Farm groups have been particularly concerned with the possible effects of bay cleanup efforts. The Maryland Farm Bureau believes farmers are being targeted unfairly by environmentalists.

“We oppose regulations that put farmers who live in the Chesapeake Bay watershed at a competitive disadvantage,” the Maryland Farm Bureau’s 2012 policy statement states. The Farm Bureau believes the U.S. Environmental Protection Agency is using a flawed model for setting pollution standards. Cardin said he’s relying on the scientists.

“The model that’s being used is the model they think is right,” Cardin said. The most serious challenge to the bay in the area of farming is the poultry industry, Cardin said. Cardin said he won’t be deterred from doing everything possible to clean up the bay.

“I?think we need to do a more effective job. I don’t think we’re doing enough,” he said. Cardin thinks the Farm Bureau will work with legislators interested in a nutrient trading program, which would pay farmers to reduce their use of fertilizers and reducing runoff from their farms. It’s much cheaper to pay farmers at the source of the pollution than get nitrogen out of the water system, he said.
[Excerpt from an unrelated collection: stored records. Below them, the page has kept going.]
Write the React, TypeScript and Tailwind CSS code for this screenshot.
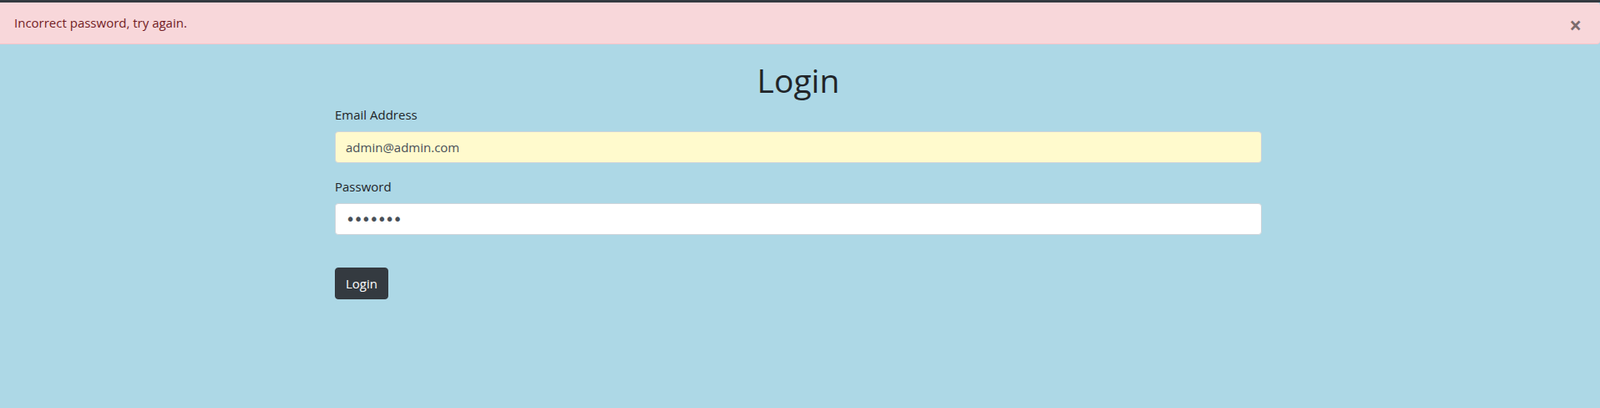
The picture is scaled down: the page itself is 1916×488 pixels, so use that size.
import React from 'react';

export default function App() {
  return (
    <div className="min-h-[488px] bg-[#add8e6] font-['Open_Sans',sans-serif] text-[#212529]">
      <div className="h-[3px] bg-[#343a40]" />

      <div className="flex items-center justify-between h-[50px] pl-[17px] pr-[22px] bg-[#f8d7da] border-b border-[#f5c6cb] rounded-r-[4px] text-[#721c24] text-[15px]">
        <span>Incorrect password, try again.</span>
        <button className="pt-[4px] text-[26px] leading-none font-bold text-black/50">×</button>
      </div>

      <div className="flex justify-center pr-[4px] mt-[16px]">
        <div className="w-[1110px]">
          <h1 className="text-center text-[39px] leading-[48px] font-normal pt-[3px] mb-[5px]">Login</h1>

          <form>
            <div className="mb-[16px]">
              <label className="block text-[15px] leading-[24px] mb-[8px]">Email Address</label>
              <input
                type="email"
                defaultValue="admin@admin.com"
                className="w-full h-[38px] px-[12px] rounded-[4px] border border-[#ced4da] bg-[#fffacd] text-[15px] text-[#495057] outline-none"
              />
            </div>
            <div className="mb-[16px]">
              <label className="block text-[15px] leading-[24px] mb-[8px]">Password</label>
              <input
                type="password"
                defaultValue="1234567"
                className="w-full h-[38px] px-[12px] rounded-[4px] border border-[#ced4da] bg-white font-['DejaVu_Sans',sans-serif] text-[19px] tracking-[-1.8px] text-[#495057] outline-none"
              />
            </div>
            <button
              type="button"
              className="mt-[23px] h-[38px] px-[12px] rounded-[4px] bg-[#343a40] border border-[#343a40] text-white text-[15px]"
            >
              Login
            </button>
          </form>
        </div>
      </div>
    </div>
  );
}
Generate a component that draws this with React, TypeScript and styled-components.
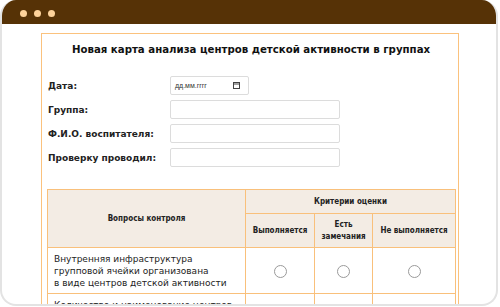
import React from "react";
import styled, { createGlobalStyle } from "styled-components";

const GlobalStyle = createGlobalStyle`
  html, body {
    margin: 0;
    padding: 0;
    background: #ffffff;
  }
  body {
    font-family: "DejaVu Sans", Verdana, sans-serif;
    color: #111;
  }
`;

// неразрывный пробел после предлога, как в исходной карте
const questions = [
  "Внутренняя инфраструктура групповой ячейки организована в\u00a0виде центров детской активности",
  "Количество и наименование центров детской активности соответствует возрасту детей",
];

const fields = ["Группа:", "Ф.И.О. воспитателя:", "Проверку проводил:"];

const App: React.FC = () => {
  return (
    <>
      <GlobalStyle />
      <Screen>
        <Frame>
          <TitleBar>
            <Dot />
            <Dot />
            <Dot />
          </TitleBar>
          <Viewport>
            <Sheet>
              <Heading>Новая карта анализа центров детской активности в группах</Heading>
              <Form>
                <Label>Дата:</Label>
                <DateField>
                  <span>дд.мм.гггг</span>
                  <svg width="7" height="7" viewBox="0 0 7 7">
                    <rect x="0.5" y="0.5" width="6" height="6" fill="none" stroke="#444" />
                    <line x1="0.5" y1="2" x2="6.5" y2="2" stroke="#444" />
                  </svg>
                </DateField>
                {fields.map((f) => (
                  <React.Fragment key={f}>
                    <Label>{f}</Label>
                    <TextInput type="text" />
                  </React.Fragment>
                ))}
              </Form>
              <Table>
                <colgroup>
                  <Col $w={198} />
                  <Col $w={69} />
                  <Col $w={58} />
                  <Col $w={83} />
                </colgroup>
                <thead>
                  <tr>
                    <Th rowSpan={2}>Вопросы контроля</Th>
                    <Th colSpan={3} $h={24}>
                      Критерии оценки
                    </Th>
                  </tr>
                  <tr>
                    <Th $h={34}>Выполняется</Th>
                    <Th $h={34}>
                      Есть
                      <br />
                      замечания
                    </Th>
                    <Th $h={34}>Не выполняется</Th>
                  </tr>
                </thead>
                <tbody>
                  {questions.map((q, i) => (
                    <tr key={i}>
                      <Question>{q}</Question>
                      {[0, 1, 2].map((c) => (
                        <Cell key={c}>
                          <Radio type="radio" name={`q${i}`} />
                        </Cell>
                      ))}
                    </tr>
                  ))}
                </tbody>
              </Table>
            </Sheet>
          </Viewport>
        </Frame>
      </Screen>
    </>
  );
};

export default App;

const Screen = styled.div`
  width: 500px;
  height: 307px;
  overflow: hidden;
`;

const Frame = styled.div`
  box-sizing: border-box;
  width: 498px;
  height: 306px;
  border: 2px solid #e3e3e3;
  border-top: none;
  border-radius: 16px;
  overflow: hidden;
  display: flex;
  flex-direction: column;
  background: #fff;
`;

const TitleBar = styled.div`
  height: 24px;
  flex: none;
  background: #563206;
  display: flex;
  align-items: center;
  gap: 7px;
  padding: 2px 0 0 20px;
  box-sizing: border-box;
  margin: 0 -2px;
`;

const Dot = styled.span`
  width: 7px;
  height: 7px;
  border-radius: 50%;
  background: #fdd29a;
`;

const Viewport = styled.div`
  flex: 1;
  overflow: hidden;
  padding: 9px 37px 0 39px;
`;

const Sheet = styled.div`
  border: 1px solid #fbc27d;
  padding: 0 3px 20px 5px;
  min-height: 400px;
`;

const Heading = styled.h1`
  margin: 0;
  padding: 9px 0 0;
  font-size: 10.2px;
  font-weight: bold;
  text-align: center;
  line-height: 14px;
  color: #111;
`;

const Form = styled.div`
  display: grid;
  grid-template-columns: 122px 1fr;
  row-gap: 5px;
  align-items: center;
  padding: 19px 0 0 1px;
`;

const Label = styled.div`
  font-size: 9px;
  font-weight: bold;
  color: #222;
`;

const DateField = styled.div`
  box-sizing: border-box;
  width: 79px;
  height: 19px;
  border: 1px solid #dcdcdc;
  border-radius: 2px;
  display: flex;
  align-items: center;
  justify-content: space-between;
  padding: 0 8px 0 4px;
  font-family: "Liberation Sans", Arial, sans-serif;
  font-size: 7px;
  color: #333;
`;

const TextInput = styled.input`
  box-sizing: border-box;
  width: 170px;
  height: 19px;
  border: 1px solid #dcdcdc;
  border-radius: 2px;
  margin: 0;
  padding: 0 4px;
`;

const Table = styled.table`
  margin-top: 22px;
  width: 408px;
  table-layout: fixed;
  border-collapse: collapse;
`;

const Col = styled.col<{ $w: number }>`
  width: ${(p) => p.$w}px;
`;

const Th = styled.th<{ $h?: number }>`
  height: ${(p) => (p.$h ? `${p.$h}px` : "auto")};
  padding: 0 2px;
  box-sizing: border-box;
  background: #f3ece4;
  border: 1px solid #f9c07b;
  font-family: "DejaVu Sans Condensed", Tahoma, sans-serif;
  font-size: 8px;
  font-weight: bold;
  line-height: 12px;
  color: #222;
  text-align: center;
  vertical-align: middle;
`;

const Question = styled.td`
  height: 46px;
  padding: 2px 6px;
  box-sizing: border-box;
  border: 1px solid #f9c07b;
  font-size: 9px;
  line-height: 12px;
  color: #222;
  vertical-align: middle;
`;

const Cell = styled.td`
  border: 1px solid #f9c07b;
  text-align: center;
  vertical-align: middle;
`;

const Radio = styled.input`
  appearance: none;
  width: 13px;
  height: 13px;
  margin: 0;
  border: 1px solid #9a9a9a;
  border-radius: 50%;
  background: #fff;
  vertical-align: middle;
`;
“Nutrient trading is a winner for farmers,” Cardin said.

The Occupy movement

“There’s a void and it was filled by Occupy Wall Street. It was sheer frustration,” Cardin said. He’s not sure whether the Occupy movement will have a long-term effect, because the movement’s political aims aren’t clear and there seems to be no interest in electing people to office.

“It’s not like the Tea Party. In many respects, it’s much broader than the Tea Party,” he said, since it includes libertarians and communitarians, he said. “The Tea Party is focused,” Cardin said, and therefore probably has more impact on policy than the Occupy movement.

The movement is a “comfort level for people to express anger and frustration,” Cardin said.


President Barack Obama is taking the right approach on Iran, Cardin said. “We need to isolate Iran as much as possible and support … enforcing sanctions,” Cardin said. Iran is widely believed to be trying to build a nuclear weapon and is under a variety of international sanctions for refusing to allow inspections of nuclear sites in the country.

“The question is, what are your options?”

The sanctions are having a major impact and there is at least a possibility the Iranian people will stand up and overthrow their government. Cardin said he had no confidential information, but that it seemed likely the U.S. and other allies had made cyber attacks on Iran. Those actions have slowed their nuclear program, Cardin said.

“We’re taking the steps we should be taking,” the senator said. And keeping the support of the international community is key to effective action against Iran’s government. There are only a few truly dangerous countries in the world, and Iran is one of them, along with North Korea and Pakistan, Cardin said.

“They can’t do it without us, but it’s gotta be international,” he said.


Changes need to be made to the presidential nominating process, Cardin said.

“The nominating process is so difficult. … It does not attract the people most qualified to be president,” he said. Cardin didn’t discuss details, but said the process is deeply flawed. On the state level, the senator said he thinks a Democrat will likely win the 6th Congressional District seat currently held by Republican Roscoe Bartlett.

“The numbers look like they give the Democrats the edge,” Cardin said. A redistricting map added large numbers of Democrat voters from the metro area late last year. Cardin is up for re-election himself. Eight Democrats and 10 Republicans have filed for the seat. Cardin will be seeking his second term. He spent 20 years in the U.S. House of Representatives and more than 20 years in the Maryland House of Delegates.

His wife, Myrna, said there’s a big difference between being a member of the House and being a U.S.?senator. The transition from a small geographic area to the statewide office meant “you don’t get everywhere as often,” Myrna Cardin said. She said she prefers to stay in the background and was looking forward to a rare family weekend once her husband finished his Western?Maryland tour.